The testimony as to the Mayer Cadillac is especially significant. While defendant claimed that he had sold that automobile to an apparently non-existent Joseph Palmer on September 12, 1953, prior to the day he was first directly informed that stolen Cadillacs were being investigated, the testimony of several witnesses was in flat contradiction. When special agents visited defendant on September 15, 1953, he stated that he had not purchased any Cadillacs other than the Reiner Cadillac. One Anthony Cavelli testified that he had carried on negotiations with defendant for the purchase of the Mayer Cadillac as late as September 15th. Defendant's sales manager placed the automobile in his shop as late as the 14th. William J. Laffey, proprietor of the Northeast Tag Service, testified that Pennsylvania title to the car in the name of McCurry Motors, Inc. was obtained through him by defendant. The title was dated September 15, and from his knowledge of the operation of the Bureau of Motor Vehicles, Laffey testified that the earliest date defendant could have received the title to the automobile was on September 16th. All this testimony was overwhelming in light of the defendant's claim that he had disposed of the Mayer Cadillac on September 12th, prior to the time he was first informed that it was a stolen automobile.

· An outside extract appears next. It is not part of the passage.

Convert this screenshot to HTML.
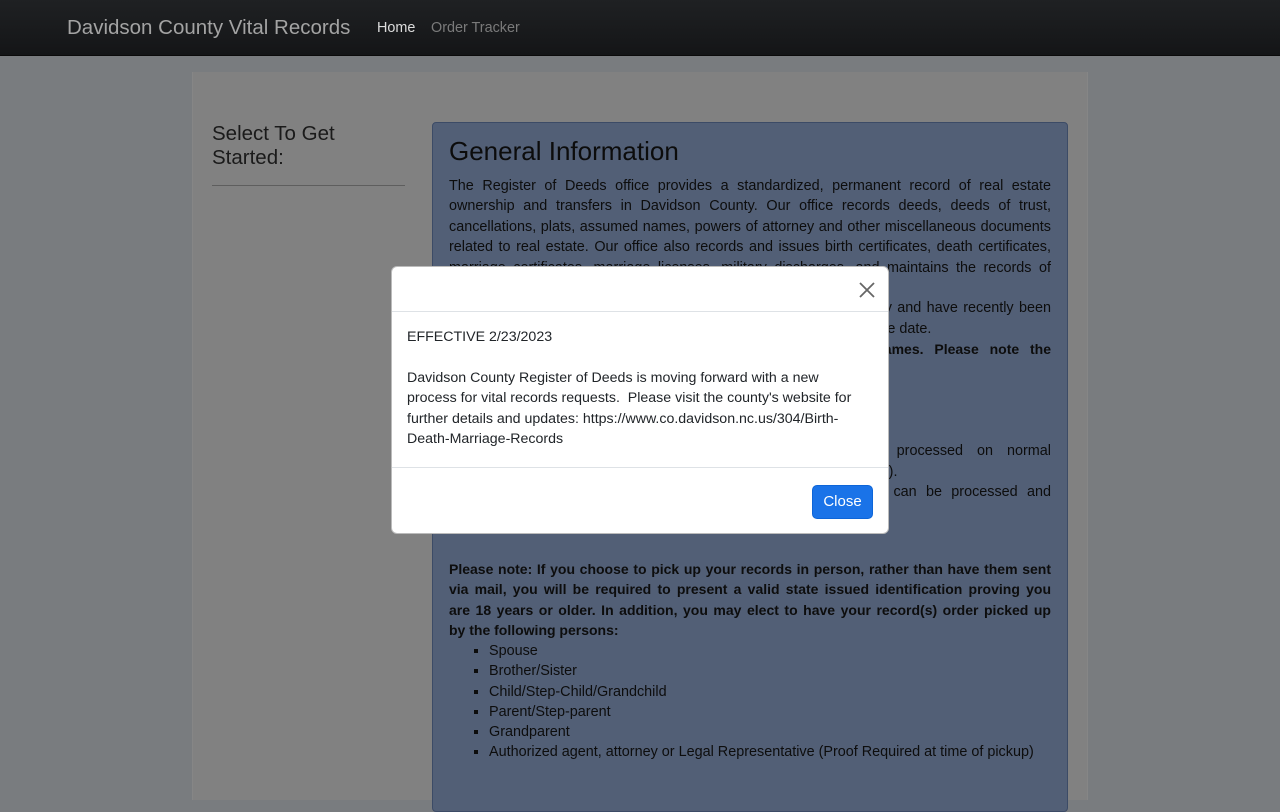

The record discloses additional testimony in support of the jury's verdict. Defendant's contentions with respect to the evidence merely attempt to set forth a theory of his conduct consistent with innocent knowledge. They were rejected by the jury upon what is plainly ample evidence.
For the reasons stated the judgment of the District Court and its order denying defendant's motion for judgment of acquittal or for a new trial will be affirmed.